3. Boateng im WM-Gruppenspiel 2018
Ähnlich erging es Jerome Boateng bei der WM 2018 in Russland. Im zweiten Gruppenspiel gegen Schweden beging er ein Foul nach dem nächsten. In der ersten Halbzeit hatte er noch großes Glück, als ein Foul an Marcus Berg nicht mit einem Elfmeter bestraft wurde. Zehn Minuten vor Schluss sah er schließlich nach einer übermotivierten Grätsche doch noch Gelb-Rot. Deutschland gewann zwar dank eines Last-Minute-Treffers von Toni Kroos, schied dann aber im dritten Gruppenspiel gegen Südkorea (0:2), bei dem Innenverteidiger Boateng gesperrt fehlte, vorzeitig aus dem Turnier aus.

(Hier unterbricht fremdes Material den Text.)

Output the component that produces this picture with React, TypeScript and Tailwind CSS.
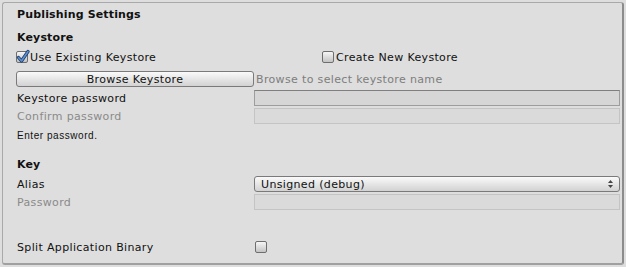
import React from 'react';

function Check({ checked }: { checked?: boolean }) {
  return (
    <span className="relative inline-block w-[12px] h-[12px] rounded-[2px] border border-[#6e6e6e] bg-gradient-to-b from-[#f6f6f6] to-[#c4c4c4] shrink-0">
      {checked && (
        <svg className="absolute -left-[1px] -top-[3px]" width="14" height="15" viewBox="0 0 14 15">
          <path d="M2.5 8.5 L5.5 12 L12 2.5" fill="none" stroke="#1d3f6e" strokeWidth="3.2" strokeLinecap="round" strokeLinejoin="round" />
          <path d="M2.5 8.5 L5.5 12 L12 2.5" fill="none" stroke="#5f8fd0" strokeWidth="1.6" strokeLinecap="round" strokeLinejoin="round" />
        </svg>
      )}
    </span>
  );
}

function Field({ disabled }: { disabled?: boolean }) {
  return (
    <div
      className={`w-[366px] h-[16px] ${
        disabled
          ? 'border border-[#c4c4c4] bg-[#dadada]'
          : 'border border-[#9d9d9d] border-t-[#7f7f7f] bg-[#d6d6d6]'
      }`}
    />
  );
}

export default function App() {
  return (
    <div className="w-[626px] h-[267px] bg-[#dedede] p-[2px] text-[11px] leading-[16px] text-[#111] tracking-[0.35px] font-['DejaVu_Sans',sans-serif]">
      <div className="h-[263px] w-[622px] rounded-[3px] border border-[#a9a9a9] border-r-2 border-r-[#8c8c8c] border-b-2 border-b-[#a0a0a0] pl-[14px] pr-[1px]">
        <div className="mt-[4px] h-[16px] font-bold tracking-[0.15px]">Publishing Settings</div>
        <div className="mt-[7px] h-[16px] font-bold tracking-[0.15px]">Keystore</div>

        <div className="mt-[3px] h-[16px] flex items-center">
          <div className="w-[306px] flex items-center gap-[2px] -ml-[1px]">
            <Check checked />
            <span className="pt-[2px]">Use Existing Keystore</span>
          </div>
          <div className="flex items-center gap-[2px]">
            <Check />
            <span className="pt-[2px]">Create New Keystore</span>
          </div>
        </div>

        <div className="mt-[6px] h-[16px] flex items-center">
          <button className="-ml-[1px] w-[238px] h-[16px] rounded-[3px] border border-[#7a7a7a] bg-gradient-to-b from-[#fafafa] to-[#d2d2d2] text-[11px] leading-[14px] pt-[1px] text-[#111] tracking-[0.35px]">
            Browse Keystore
          </button>
          <span className="ml-[2px] pt-[2px] text-[#7d7d7d]">Browse to select keystore name</span>
        </div>

        <div className="mt-[3px] h-[16px] flex items-center">
          <span className="w-[237px] pt-[2px]">Keystore password</span>
          <Field />
        </div>
        <div className="mt-[2px] h-[16px] flex items-center">
          <span className="w-[237px] pt-[2px] text-[#8a8a8a]">Confirm password</span>
          <Field disabled />
        </div>

        <div className="mt-[3px] h-[16px] flex items-center pt-[2px] text-[10px] font-['Liberation_Sans',sans-serif] text-[#111] tracking-[0.55px]">
          Enter password.
        </div>

        <div className="mt-[13px] h-[16px] pt-[1px] font-bold tracking-[0.15px]">Key</div>

        <div className="mt-[4px] h-[16px] flex items-center">
          <span className="w-[237px] pt-[2px]">Alias</span>
          <div className="w-[366px] h-[16px] rounded-[3px] border border-[#7a7a7a] bg-gradient-to-b from-[#fafafa] to-[#d2d2d2] flex items-center justify-between pl-[6px] pr-[6px]">
            <span className="leading-[14px] pt-[1px]">Unsigned (debug)</span>
            <svg width="5" height="8" viewBox="0 0 5 8">
              <path d="M0 3 L2.5 0 L5 3 Z" fill="#444" />
              <path d="M0 5 L2.5 8 L5 5 Z" fill="#444" />
            </svg>
          </div>
        </div>
        <div className="mt-[2px] h-[16px] flex items-center">
          <span className="w-[237px] pt-[2px] text-[#8a8a8a]">Password</span>
          <Field disabled />
        </div>

        <div className="mt-[29px] h-[16px] flex items-center">
          <span className="w-[238px] pt-[2px]">Split Application Binary</span>
          <Check />
        </div>
      </div>
    </div>
  );
}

4. Bartusiak im WM-Halbfinale 2015
Eine ehemalige deutsche Nationalspielerin, die Carlotta Wamser sehr nah steht, dürfte ihre Gefühlslage besonders gut nachfühlen können: die heutige Co-Trainerin Saskia Bartusiak. Wie auch Wamser reagierte sie in einer Drucksituation instinktiv – und falsch. Bei der WM 2015 in Kanada verschuldete die damals als erfahren geltende Innenverteidigerin im Halbfinale gegen die USA durch ein ungeschicktes Foul einen Elfmeter. Es war kein impulsiver Blackout, aber eine Art „Nervositätsmoment“ in einem großen Spiel, welcher durch den verwandelten Elfmeter von Carli Lloyd den Weg zur 0:2-Niederlage bereitete.
All diese Beispiele zeigen, dass Momente der Überforderung wie der von Wamser gerade auf allerhöchstem Niveau vorkommen. Solche Szenen entstehen, wenn Spielintensität, Verantwortung und Emotionen kollidieren. Im Fall der 21-Jährigen halten sich die Folgen vergleichsweise noch in Grenzen. Wamser wird im Viertelfinale am Sonnabend (21 Uhr) in Basel gesperrt fehlen. Dennoch hat das deutsche Team noch alle Möglichkeiten, ins Halbfinale der EM einzuziehen.